In Cuba he divided 250,000 pieces-of-eight, and
a great booty in other treasure. A few weeks saw it all in the
hands of the tavern-keepers and women of the place.
Morgan's next performance was a new sack of Maracaibo, now much
stronger than L'Olonnois had found it. After the most appalling
cruelties, not fit to be told, he returned, passing the castles at
the mouth of the port by an ingenious stratagem. Running boatload
after boatload of men to the land side, he brought them back by
stealth, leading the garrison to expect an attack from that quarter.

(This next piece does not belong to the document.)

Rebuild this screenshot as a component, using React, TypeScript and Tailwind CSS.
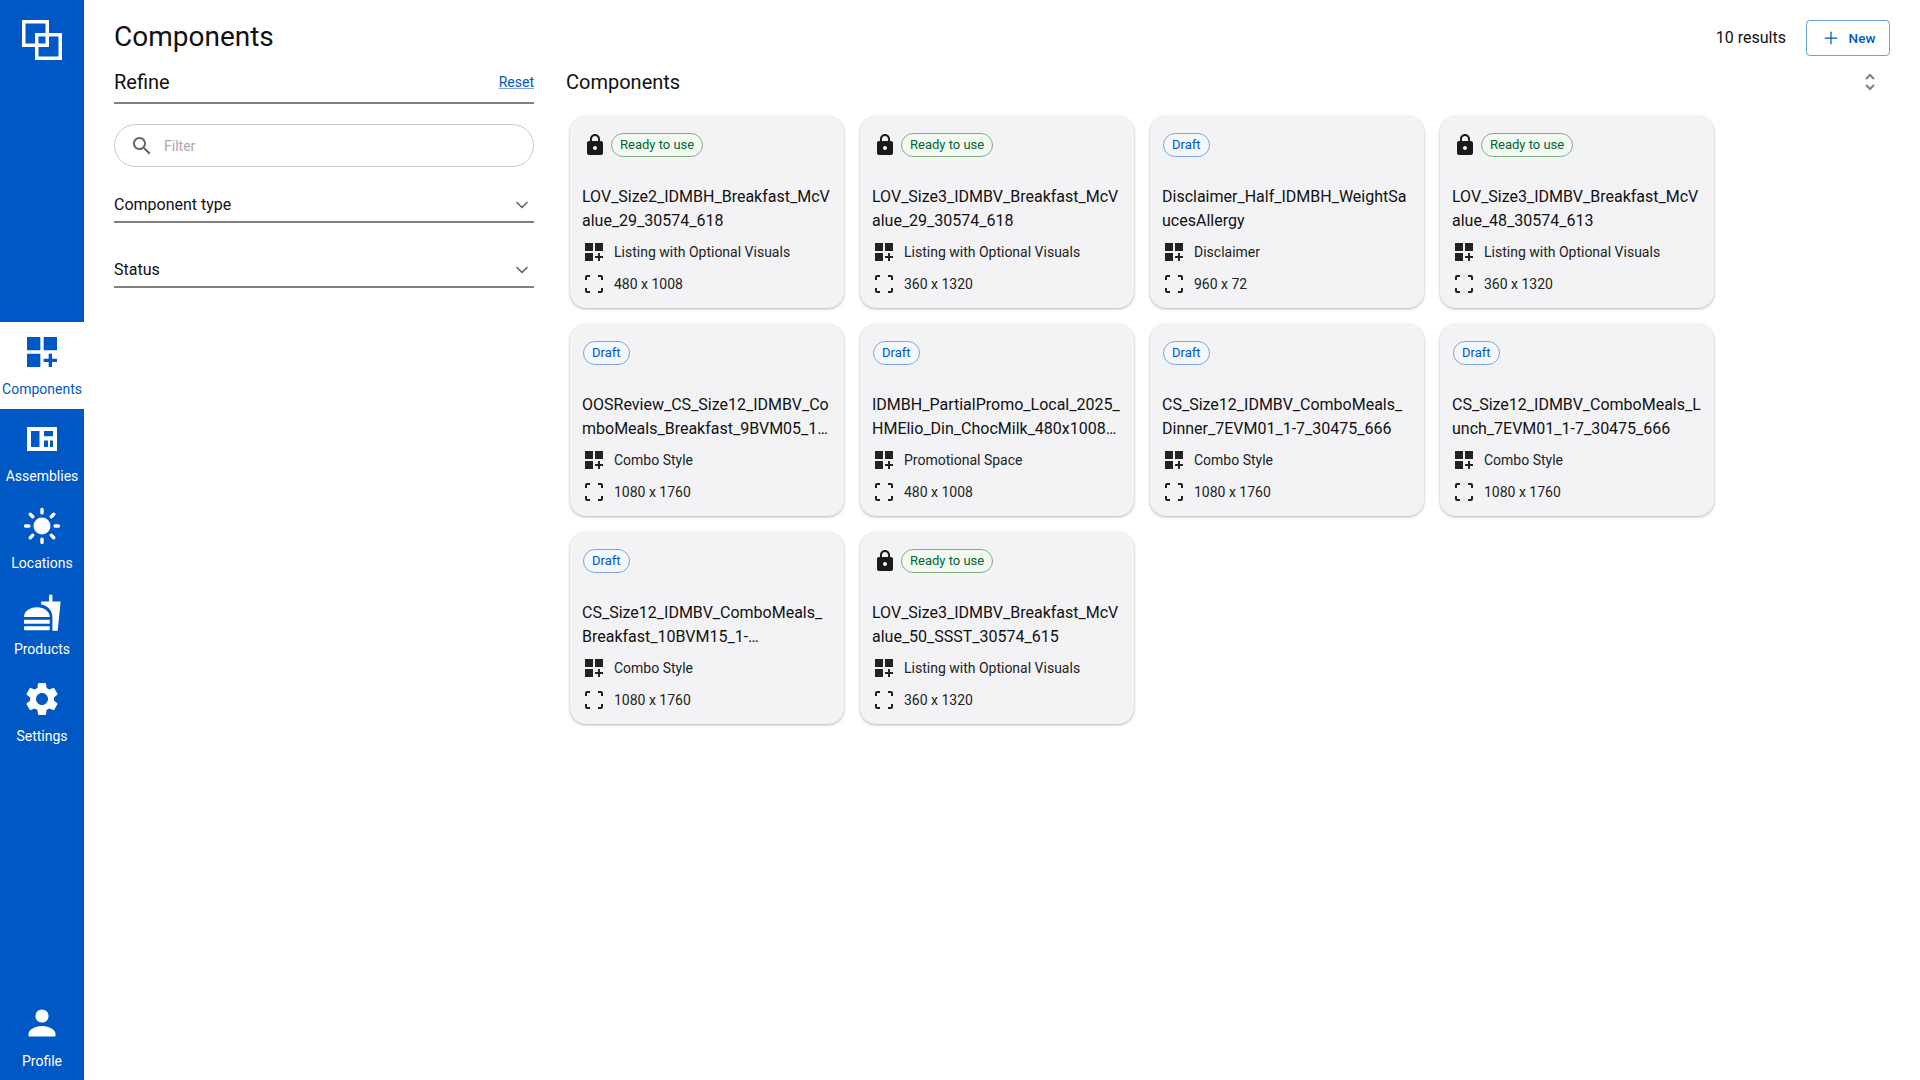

The guns were massed to landward, and no sooner was this done than
Morgan sailed up through the channel with but little loss. Why the
Spaniards did not close the passage with a boom does not appear.
Probably they were glad to be quit of Morgan on any terms.
A great Spanish fleet he routed by the ingenious employment of a
fire-ship. In a later expedition a strong place was taken by a
curious accident. One of the buccaneers was shot through the body
with an arrow. He drew it out, wrapped it in cotton, fired it from
his musket, and so set light to a roof and burned the town.
His raid on Panama was extraordinary for the endurance of his men.
For days they lived on the leather of bottles and belts. "Some, who
were never out of their mothers' kitchens, may ask how these pirates
could eat and digest these pieces of leather, so hard and dry? Whom
I answer--that could they once experience what hunger, or rather
famine is, they would find the way, as the pirates did.